Sunday, June 10, 2007

Shared Illusion...

The issue of vaccines administered to young children used to be a favorite hobby-horse of Don Imus before he was jerked from the air. Despite the definitive findings to the contrary of the Institute of Medicine, some parents and their advocates insist that the mercuric preservative thimerosal is the causative agent in autism. As with other types of scientific findings, the action of collective human belief, particularly where it relieves fear or uncertainty, appears to carry at least equal weight with some.
As Paul A. Offit writes in The Boston Globe,

"Now, vaccine makers are again threatened. Lawyers will argue that either the measles-mumps-rubella (MMR) vaccine or a mercury-containing preservative (thimerosal) in vaccines or the combination of the two can cause autism. This theory has been advanced on television shows such as 60 Minutes, in popular magazines like Time and Newsweek, and on national radio programs such as Imus in the Morning. Most prominently, the mercury-causes-autism theory has been advanced by a parents advocacy group called Safe Minds -- a group now at the center of the litigation."

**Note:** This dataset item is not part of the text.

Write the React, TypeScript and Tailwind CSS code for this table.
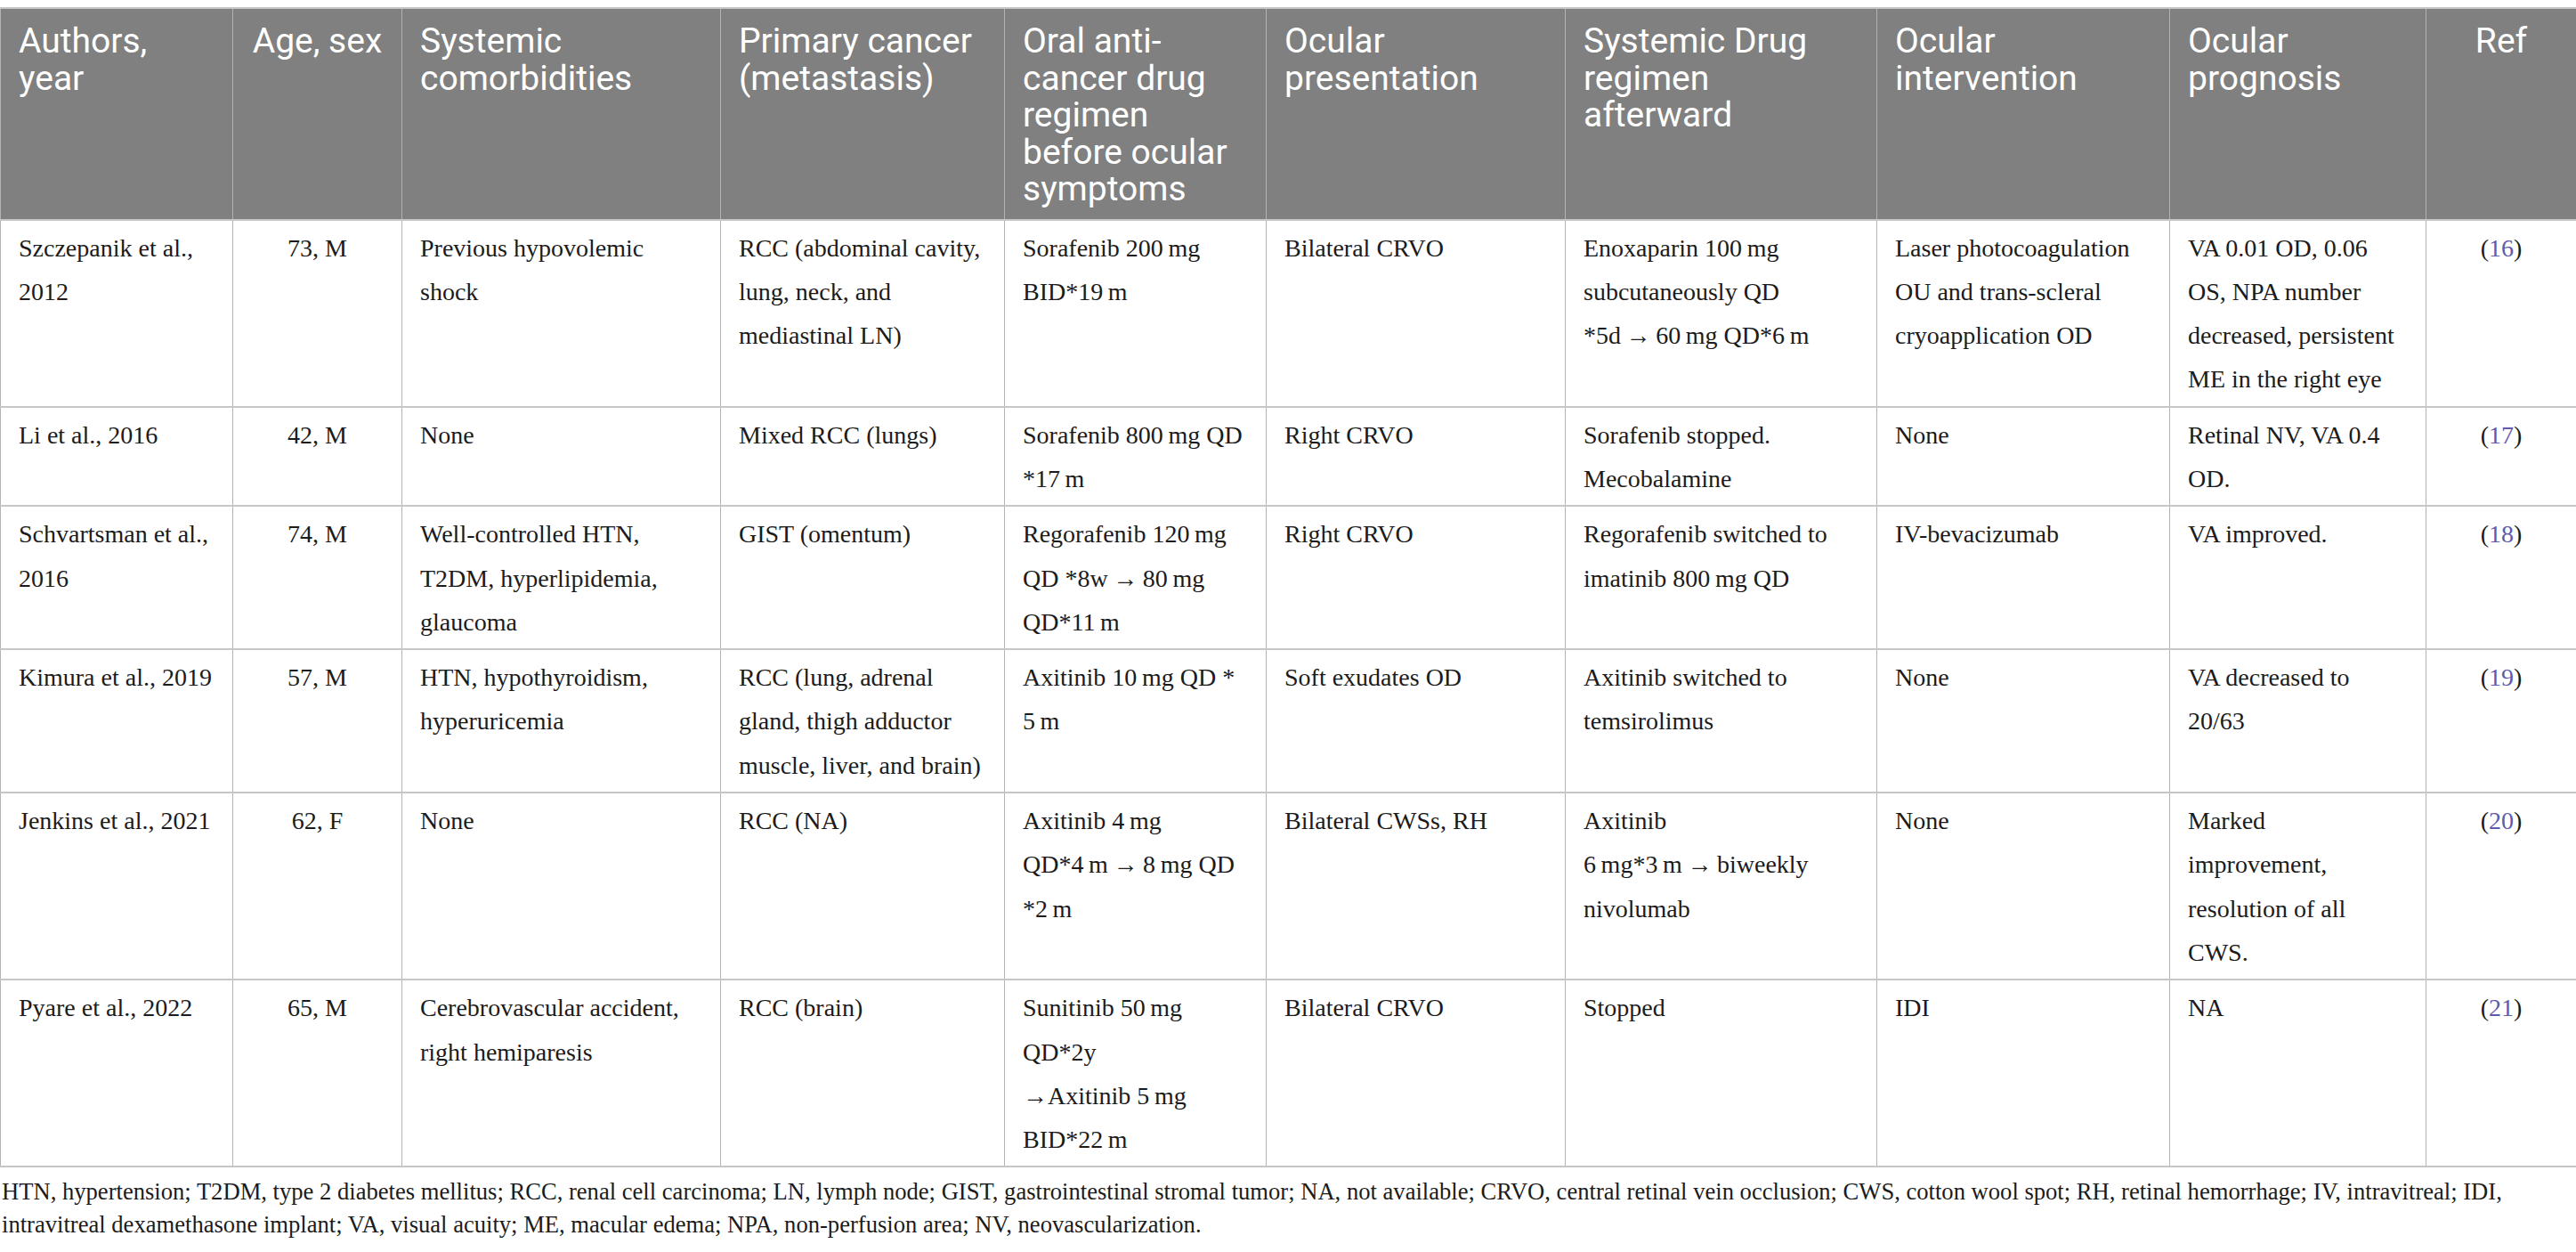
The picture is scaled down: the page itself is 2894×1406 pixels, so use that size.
const serif = "font-['Liberation_Serif','Times_New_Roman',serif]";

type Row = { cells: string[][]; ref: string };

const header: { lines: string[]; center?: boolean }[] = [
  { lines: ["Authors,", "year"] },
  { lines: ["Age, sex"], center: true },
  { lines: ["Systemic", "comorbidities"] },
  { lines: ["Primary cancer", "(metastasis)"] },
  { lines: ["Oral anti-", "cancer drug", "regimen", "before ocular", "symptoms"] },
  { lines: ["Ocular", "presentation"] },
  { lines: ["Systemic Drug", "regimen", "afterward"] },
  { lines: ["Ocular", "intervention"] },
  { lines: ["Ocular", "prognosis"] },
  { lines: ["Ref"], center: true },
];

const rows: Row[] = [
  {
    cells: [
      ["Szczepanik et al.,", "2012"],
      ["73, M"],
      ["Previous hypovolemic", "shock"],
      ["RCC (abdominal cavity,", "lung, neck, and", "mediastinal LN)"],
      ["Sorafenib 200\u2009mg", "BID*19\u2009m"],
      ["Bilateral CRVO"],
      ["Enoxaparin 100\u2009mg", "subcutaneously QD", "*5d\u2009\u2192\u200960\u2009mg QD*6\u2009m"],
      ["Laser photocoagulation", "OU and trans-scleral", "cryoapplication OD"],
      ["VA 0.01 OD, 0.06", "OS, NPA number", "decreased, persistent", "ME in the right eye"],
    ],
    ref: "16",
  },
  {
    cells: [
      ["Li et al., 2016"],
      ["42, M"],
      ["None"],
      ["Mixed RCC (lungs)"],
      ["Sorafenib 800\u2009mg QD", "*17\u2009m"],
      ["Right CRVO"],
      ["Sorafenib stopped.", "Mecobalamine"],
      ["None"],
      ["Retinal NV, VA 0.4", "OD."],
    ],
    ref: "17",
  },
  {
    cells: [
      ["Schvartsman et al.,", "2016"],
      ["74, M"],
      ["Well-controlled HTN,", "T2DM, hyperlipidemia,", "glaucoma"],
      ["GIST (omentum)"],
      ["Regorafenib 120\u2009mg", "QD *8w\u2009\u2192\u200980\u2009mg", "QD*11\u2009m"],
      ["Right CRVO"],
      ["Regorafenib switched to", "imatinib 800\u2009mg QD"],
      ["IV-bevacizumab"],
      ["VA improved."],
    ],
    ref: "18",
  },
  {
    cells: [
      ["Kimura et al., 2019"],
      ["57, M"],
      ["HTN, hypothyroidism,", "hyperuricemia"],
      ["RCC (lung, adrenal", "gland, thigh adductor", "muscle, liver, and brain)"],
      ["Axitinib 10\u2009mg QD *", "5\u2009m"],
      ["Soft exudates OD"],
      ["Axitinib switched to", "temsirolimus"],
      ["None"],
      ["VA decreased to", "20/63"],
    ],
    ref: "19",
  },
  {
    cells: [
      ["Jenkins et al., 2021"],
      ["62, F"],
      ["None"],
      ["RCC (NA)"],
      ["Axitinib 4\u2009mg", "QD*4\u2009m\u2009\u2192\u20098\u2009mg QD", "*2\u2009m"],
      ["Bilateral CWSs, RH"],
      ["Axitinib", "6\u2009mg*3\u2009m\u2009\u2192\u2009biweekly", "nivolumab"],
      ["None"],
      ["Marked", "improvement,", "resolution of all", "CWS."],
    ],
    ref: "20",
  },
  {
    cells: [
      ["Pyare et al., 2022"],
      ["65, M"],
      ["Cerebrovascular accident,", "right hemiparesis"],
      ["RCC (brain)"],
      ["Sunitinib 50\u2009mg", "QD*2y", "\u2192Axitinib 5\u2009mg", "BID*22\u2009m"],
      ["Bilateral CRVO"],
      ["Stopped"],
      ["IDI"],
      ["NA"],
    ],
    ref: "21",
  },
];

function Lines({ lines }: { lines: string[] }) {
  return (
    <>
      {lines.map((l, i) => (
        <span key={i} className="block whitespace-nowrap">
          {l}
        </span>
      ))}
    </>
  );
}

export default function App() {
  return (
    <div className="min-h-screen bg-white pt-[8px] text-[#1b1b1b]">
      <table className="w-full table-fixed border-collapse">
        <colgroup>
          <col className="w-[261px]" />
          <col className="w-[190px]" />
          <col className="w-[358px]" />
          <col className="w-[319px]" />
          <col className="w-[294px]" />
          <col className="w-[336px]" />
          <col className="w-[350px]" />
          <col className="w-[329px]" />
          <col className="w-[288px]" />
          <col className="w-[169px]" />
        </colgroup>

        {/* Header */}
        <thead>
          <tr className="bg-[#808080]">
            {header.map((h, i) => (
              <th
                key={i}
                className={`border-x border-y-2 border-x-[#b3b3b3] border-y-[#c6c6c6] px-[20px] pt-[16px] pb-[12px] align-top font-['Roboto',sans-serif] text-[39px] font-normal leading-[41.5px] text-white ${
                  h.center ? "text-center" : "text-left"
                }`}
              >
                <Lines lines={h.lines} />
              </th>
            ))}
          </tr>
        </thead>

        <tbody>
          {rows.map((r, ri) => (
            <tr key={ri}>
              {r.cells.map((c, ci) => (
                <td
                  key={ci}
                  className={`border-x border-y-2 border-x-[#b3b3b3] border-y-[#c6c6c6] px-[20px] pt-[6px] pb-[5px] align-top ${serif} text-[28px] leading-[49.3px] ${
                    ci === 1 ? "text-center" : "text-left"
                  }`}
                >
                  <Lines lines={c} />
                </td>
              ))}
              <td
                className={`border-x border-y-2 border-x-[#b3b3b3] border-y-[#c6c6c6] px-[20px] pt-[6px] pb-[5px] text-center align-top ${serif} text-[28px] leading-[49.3px]`}
              >
                (<span className="text-[#5f5aab]">{r.ref}</span>)
              </td>
            </tr>
          ))}
        </tbody>
      </table>

      {/* Footnote */}
      <p className={`mt-[9px] pl-[2px] ${serif} text-[26.6px] leading-[37px]`}>
        HTN, hypertension; T2DM, type 2 diabetes mellitus; RCC, renal cell carcinoma; LN, lymph node; GIST,
        gastrointestinal stromal tumor; NA, not available; CRVO, central retinal vein occlusion; CWS, cotton wool
        spot; RH, retinal hemorrhage; IV, intravitreal; IDI, intravitreal dexamethasone implant; VA, visual acuity;
        ME, macular edema; NPA, non-perfusion area; NV, neovascularization.
      </p>
    </div>
  );
}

Thus, simple media exposure creates belief, and belief in the hands of any group of people -people backed by tort lawyers- is enough to counterbalance definitive scientific proof, if only twelve people on a jury can be convinced.

Then, there is evidence that while mercury is certainly capable of causing debilitating conditions or even death, there is no evidence that autism is one of them:

"Certainly there is plenty of evidence to refute the notion that vaccines cause autism. Fourteen epidemiological studies have shown that the risk of autism is the same whether children received the MMR vaccine or not, and five have shown that thimerosal-containing vaccines also do not cause autism. Further, although large quantities of mercury are clearly toxic to the brain, autism isn't a consequence of mercury poisoning; large, single-source mercury exposures in Minamata Bay and Iraq have caused seizures, mental retardation, and speech delay, but not autism."

Finally, anyone with a sixth-grade education ought to be able to understand the argument that if mercury is withdrawn from a vaccine, yet the incidence of autism is not only unaffected, but increases, then there is NO connection!

"Finally, vaccine makers removed thimerosal from vaccines routinely given to young infants about six years ago; if thimerosal were a cause, the incidence of autism should have declined. Instead, the numbers have continued to increase. All of this evidence should have caused a quick dismissal of these cases. But it didn't, and now the court has turned into a circus. The federal and civil litigation will likely take years to sort out."

The track record of vaccines is clear, particularly in young children. The use of vaccines has a track record that is clear, going back to Edward Jenner's inoculations against smallpox in the eighteenth century. I can sympathize with any parent having to deal with a condition as serious as autism, but that does not, and should not preclude the access to vaccines, which our current system of litigation threatens to do. Risk is a part of life, and the risks of being vaccinated are without doubt enormously less than not being vaccinated.


And yet, curiously, we are threatened with the possibility -and out of pure belief- that vaccines might become a thing of the past, or manufactured completely under government ægis in order to block litigation that can place drug companies in receivership. The demand of the vast majority, supported by evidence that vaccines are safe is curiously sidelined by a group of about 5,000 people supported by their attorneys. My demand that my children and my grandchildren have vaccines available is therefore validated only if I sue in their behalf- evidently.

If anyone believes that contemporary mankind is necessarily more clear-headed and rational than our predecessors, this sorry business should quell that argument. We ARE the same ancestors who believe that "bad air" caused malaria, and that necklaces of flowers could protect against the Black Death, and who burned old ladies at the stake when epidemics occurred. Or, put more succinctly:

"I reject your reality and substitute my own."

- Adam Savage

1 comment:

Bobbie said...

It is the mercury-laden preservative that people are objecting to. Whether it causes autism or not, eliminate that and the lawyers will have to go back to the drawing board! Surely we can make vaccines that people aren't afraid to use.